The decline in the overall net profitability of the listed companies has been largely attributed to the industrials, transport, consumer goods and banking sectors, whose net earnings shrank year-on-year; while a slowdown was seen in the net earnings growth of the insurance and real estate sectors in the review period.
"There has been a mix of external shocks (Iran war and its concomitant supply disruptions) and in-situ financial pressures (due to lower revenues and higher financing costs). Its culmination has resulted in a broad earnings decline," an analyst with a leading commercial bank told Gulf Times.
The net earnings of industrials sector, which has 10 constituents, plummeted 17.53% year-on-year to QR1.83bn in Q1-2026 against a 6.36% slump in the same period of 2025. The sector contributed 14.34% to the overall net profits of the listed companies in the review period against 16.82% in Q1-2025.
Supply chain disruptions and halted production had its impact on the industrial sector, which has a direct linkage with the country's energy sector, where force majeure was applied after projectile attack on its facilities in Ras Laffan Industrial City.
The transport sector, which has three listed constituents, saw its net earnings plunge 9.01% year-on-year to QR769.18mn compared to a 0.9% jump in the corresponding period of 2025. The sector contributed 6.03% to the total net profits in January-March 2026 against 6.44% the same period of 2025.

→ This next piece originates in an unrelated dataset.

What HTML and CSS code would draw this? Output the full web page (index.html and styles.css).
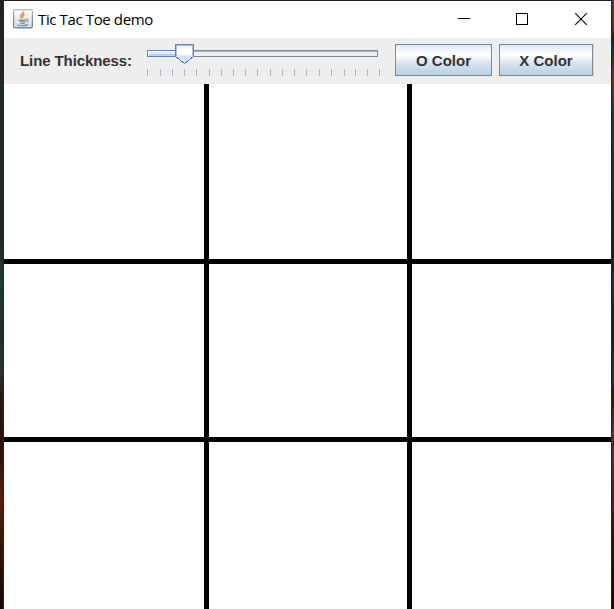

The consumer goods and services sector, which has 15 listed entities, saw 3.07% year-on-year shrinkage in net profit to QR465.72mn in the first three months of this year compared to a 0.62% rise the year ago period. The sector contributed 3.68% to the overall net profitability in the review period against 3.63% the same period of 2025. Weak demand due to the prevailing economic situation had its effect on the sector, one of the analysts said.
The banks and financial services sector, which has 13 listed entities, reported 1.63% year-on-year decrease in net profit to QR7.563bn against 1.08% jump the previous year period, largely on account of "cautious" credit environment.

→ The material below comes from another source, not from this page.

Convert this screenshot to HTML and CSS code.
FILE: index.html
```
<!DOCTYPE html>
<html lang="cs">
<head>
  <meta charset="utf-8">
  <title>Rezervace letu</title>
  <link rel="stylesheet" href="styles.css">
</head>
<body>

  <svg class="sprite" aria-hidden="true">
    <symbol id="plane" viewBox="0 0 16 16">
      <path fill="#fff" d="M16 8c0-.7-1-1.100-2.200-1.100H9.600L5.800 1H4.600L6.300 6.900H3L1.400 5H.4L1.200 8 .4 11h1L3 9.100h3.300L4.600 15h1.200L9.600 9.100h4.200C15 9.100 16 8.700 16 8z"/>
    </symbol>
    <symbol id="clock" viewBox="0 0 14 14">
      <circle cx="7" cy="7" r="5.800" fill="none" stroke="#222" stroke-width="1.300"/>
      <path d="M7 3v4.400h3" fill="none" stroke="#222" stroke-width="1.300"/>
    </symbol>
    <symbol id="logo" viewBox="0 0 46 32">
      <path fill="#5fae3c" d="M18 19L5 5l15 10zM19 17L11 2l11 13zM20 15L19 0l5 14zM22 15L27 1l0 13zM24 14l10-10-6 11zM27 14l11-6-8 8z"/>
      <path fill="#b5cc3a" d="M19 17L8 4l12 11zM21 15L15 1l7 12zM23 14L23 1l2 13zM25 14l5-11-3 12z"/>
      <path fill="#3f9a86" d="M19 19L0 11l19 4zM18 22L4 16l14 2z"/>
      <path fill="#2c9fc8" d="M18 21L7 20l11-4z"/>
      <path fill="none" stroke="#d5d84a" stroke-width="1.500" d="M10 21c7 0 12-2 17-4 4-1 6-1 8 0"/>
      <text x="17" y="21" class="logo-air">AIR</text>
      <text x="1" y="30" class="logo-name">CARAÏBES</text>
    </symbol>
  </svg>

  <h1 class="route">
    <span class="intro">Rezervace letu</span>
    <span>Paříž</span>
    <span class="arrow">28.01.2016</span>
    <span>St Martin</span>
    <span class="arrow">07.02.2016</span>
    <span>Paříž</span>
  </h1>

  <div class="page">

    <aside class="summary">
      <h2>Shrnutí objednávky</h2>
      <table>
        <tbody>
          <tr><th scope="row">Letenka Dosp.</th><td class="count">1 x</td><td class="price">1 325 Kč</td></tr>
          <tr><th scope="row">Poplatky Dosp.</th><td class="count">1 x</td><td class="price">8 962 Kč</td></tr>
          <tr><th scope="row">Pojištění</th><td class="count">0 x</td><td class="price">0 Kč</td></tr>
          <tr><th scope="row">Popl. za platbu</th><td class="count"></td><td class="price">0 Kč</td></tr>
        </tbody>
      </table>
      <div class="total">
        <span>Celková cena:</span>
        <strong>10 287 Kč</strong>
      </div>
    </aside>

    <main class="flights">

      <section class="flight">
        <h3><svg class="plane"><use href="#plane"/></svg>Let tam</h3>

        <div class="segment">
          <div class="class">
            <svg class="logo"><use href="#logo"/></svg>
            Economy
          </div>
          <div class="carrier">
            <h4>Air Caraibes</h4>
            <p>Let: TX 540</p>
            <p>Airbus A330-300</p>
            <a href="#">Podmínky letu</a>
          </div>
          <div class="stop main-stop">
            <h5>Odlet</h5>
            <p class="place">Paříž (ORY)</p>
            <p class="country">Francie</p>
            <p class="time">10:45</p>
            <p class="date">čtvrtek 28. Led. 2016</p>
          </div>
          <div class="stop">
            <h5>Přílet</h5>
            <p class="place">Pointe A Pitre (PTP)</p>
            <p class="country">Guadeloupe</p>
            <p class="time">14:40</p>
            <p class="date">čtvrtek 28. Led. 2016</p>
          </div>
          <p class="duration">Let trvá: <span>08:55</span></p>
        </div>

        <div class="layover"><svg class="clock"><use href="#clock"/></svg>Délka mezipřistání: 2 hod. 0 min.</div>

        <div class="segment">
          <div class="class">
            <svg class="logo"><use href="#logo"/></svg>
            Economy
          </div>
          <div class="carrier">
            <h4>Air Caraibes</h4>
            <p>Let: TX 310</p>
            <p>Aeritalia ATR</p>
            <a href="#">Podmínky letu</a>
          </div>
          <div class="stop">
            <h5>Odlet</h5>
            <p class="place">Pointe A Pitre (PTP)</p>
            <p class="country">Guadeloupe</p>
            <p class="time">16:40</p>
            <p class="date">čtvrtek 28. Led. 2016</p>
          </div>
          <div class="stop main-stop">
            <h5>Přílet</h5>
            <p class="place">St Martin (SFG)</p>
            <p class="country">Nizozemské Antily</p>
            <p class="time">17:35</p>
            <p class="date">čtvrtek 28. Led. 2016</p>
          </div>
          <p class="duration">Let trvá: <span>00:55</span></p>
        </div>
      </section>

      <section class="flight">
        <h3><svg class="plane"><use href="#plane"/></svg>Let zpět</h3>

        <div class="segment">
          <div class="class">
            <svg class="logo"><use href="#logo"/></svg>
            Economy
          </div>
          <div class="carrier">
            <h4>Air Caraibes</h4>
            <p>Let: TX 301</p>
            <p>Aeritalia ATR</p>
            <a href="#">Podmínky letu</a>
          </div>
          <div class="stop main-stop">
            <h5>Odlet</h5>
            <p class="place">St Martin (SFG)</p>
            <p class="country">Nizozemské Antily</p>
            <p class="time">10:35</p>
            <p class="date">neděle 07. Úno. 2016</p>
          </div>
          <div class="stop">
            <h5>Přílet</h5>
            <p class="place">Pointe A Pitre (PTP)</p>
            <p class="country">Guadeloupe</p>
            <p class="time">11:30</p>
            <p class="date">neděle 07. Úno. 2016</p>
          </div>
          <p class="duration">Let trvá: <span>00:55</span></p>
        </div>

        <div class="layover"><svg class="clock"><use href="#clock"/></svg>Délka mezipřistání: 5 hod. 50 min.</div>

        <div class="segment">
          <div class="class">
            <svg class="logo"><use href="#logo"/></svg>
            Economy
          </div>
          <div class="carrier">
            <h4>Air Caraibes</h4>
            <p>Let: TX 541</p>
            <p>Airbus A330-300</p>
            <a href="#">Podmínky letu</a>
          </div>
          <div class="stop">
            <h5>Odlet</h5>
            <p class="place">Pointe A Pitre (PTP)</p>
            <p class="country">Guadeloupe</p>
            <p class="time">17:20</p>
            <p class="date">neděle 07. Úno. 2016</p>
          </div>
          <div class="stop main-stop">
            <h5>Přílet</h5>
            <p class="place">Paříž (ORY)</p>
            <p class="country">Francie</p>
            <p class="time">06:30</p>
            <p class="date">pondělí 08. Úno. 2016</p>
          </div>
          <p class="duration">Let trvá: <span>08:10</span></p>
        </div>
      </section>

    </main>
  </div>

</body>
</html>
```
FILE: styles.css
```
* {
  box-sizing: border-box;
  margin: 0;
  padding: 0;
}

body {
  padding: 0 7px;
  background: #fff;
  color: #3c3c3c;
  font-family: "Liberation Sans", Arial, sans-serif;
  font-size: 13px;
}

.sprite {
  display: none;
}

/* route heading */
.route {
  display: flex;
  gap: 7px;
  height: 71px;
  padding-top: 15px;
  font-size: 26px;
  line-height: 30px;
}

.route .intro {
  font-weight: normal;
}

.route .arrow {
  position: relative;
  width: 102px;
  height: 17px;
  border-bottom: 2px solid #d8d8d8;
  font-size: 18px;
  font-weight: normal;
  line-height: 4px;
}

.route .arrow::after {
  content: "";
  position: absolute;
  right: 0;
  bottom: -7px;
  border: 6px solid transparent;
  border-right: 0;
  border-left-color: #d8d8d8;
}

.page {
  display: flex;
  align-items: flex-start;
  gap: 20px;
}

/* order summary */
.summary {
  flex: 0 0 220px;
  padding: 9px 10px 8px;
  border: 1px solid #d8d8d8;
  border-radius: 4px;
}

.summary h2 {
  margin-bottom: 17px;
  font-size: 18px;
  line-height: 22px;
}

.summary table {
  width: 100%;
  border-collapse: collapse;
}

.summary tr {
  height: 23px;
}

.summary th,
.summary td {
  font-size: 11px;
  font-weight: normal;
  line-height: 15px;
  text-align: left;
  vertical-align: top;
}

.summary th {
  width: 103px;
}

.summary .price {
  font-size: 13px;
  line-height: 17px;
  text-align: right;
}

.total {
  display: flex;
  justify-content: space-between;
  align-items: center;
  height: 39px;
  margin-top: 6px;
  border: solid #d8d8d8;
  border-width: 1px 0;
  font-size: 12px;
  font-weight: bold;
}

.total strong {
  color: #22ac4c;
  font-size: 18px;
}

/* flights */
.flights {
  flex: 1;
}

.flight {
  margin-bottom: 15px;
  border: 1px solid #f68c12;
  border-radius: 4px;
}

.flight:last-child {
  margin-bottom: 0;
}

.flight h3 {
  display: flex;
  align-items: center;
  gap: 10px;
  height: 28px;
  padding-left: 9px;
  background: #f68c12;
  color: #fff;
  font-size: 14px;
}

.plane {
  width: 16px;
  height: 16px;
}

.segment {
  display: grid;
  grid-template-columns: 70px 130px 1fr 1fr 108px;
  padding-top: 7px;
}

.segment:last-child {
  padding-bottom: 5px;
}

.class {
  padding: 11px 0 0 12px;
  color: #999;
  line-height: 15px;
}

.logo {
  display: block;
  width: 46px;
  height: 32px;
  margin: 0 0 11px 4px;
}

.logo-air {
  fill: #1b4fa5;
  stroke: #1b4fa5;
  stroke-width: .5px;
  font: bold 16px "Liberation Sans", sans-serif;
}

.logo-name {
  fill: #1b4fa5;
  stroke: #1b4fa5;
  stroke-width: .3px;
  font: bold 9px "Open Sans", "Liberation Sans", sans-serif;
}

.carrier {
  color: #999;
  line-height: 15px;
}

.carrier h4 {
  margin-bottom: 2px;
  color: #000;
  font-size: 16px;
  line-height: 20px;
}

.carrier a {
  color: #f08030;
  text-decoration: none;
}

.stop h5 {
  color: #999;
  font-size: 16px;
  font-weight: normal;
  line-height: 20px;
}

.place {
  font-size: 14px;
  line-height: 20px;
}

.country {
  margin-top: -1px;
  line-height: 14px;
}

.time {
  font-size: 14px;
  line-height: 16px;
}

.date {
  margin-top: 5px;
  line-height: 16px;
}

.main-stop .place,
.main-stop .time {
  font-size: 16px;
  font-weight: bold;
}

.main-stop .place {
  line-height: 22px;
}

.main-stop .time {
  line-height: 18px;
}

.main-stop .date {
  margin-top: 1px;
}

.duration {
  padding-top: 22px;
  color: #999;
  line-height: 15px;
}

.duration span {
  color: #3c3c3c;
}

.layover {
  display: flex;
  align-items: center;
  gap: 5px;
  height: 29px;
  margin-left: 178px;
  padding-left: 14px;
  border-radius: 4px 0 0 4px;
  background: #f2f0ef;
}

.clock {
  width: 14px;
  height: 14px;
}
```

The sector contributed 58.78% of the total net profits of the listed companies in Q1-2026 against 57.8% the corresponding period of 2024.
The real estate sector, which has four listed entities, saw 11.06% year-on-year increase in net earnings to QR546.08mn in Q1-2026 against as high as 18.98% the previous-year period. The sector constituted 4.31% of the overall net profitability in the review period compared to 3.71% in January-March 2025.
The insurance sector, which has seven listed constituents, reported a 7.52% year-on-year growth in net profit to QR441.12mn compared to 10.91% jump in the comparable period of 2025. The sector contributed 3.45% of the overall net profits of the listed companies in the review period against 3.1% in Q1-2025.
However, the telecom sector, which has two listed constituents, saw a 7.51% surge in total net profit to QR1.21bn in January-March 2026 compared to a 5.58% increase the year-ago period. The sector contributed 9.48% of the overall net profits in the review period compared to 8.48% in January-March 2025.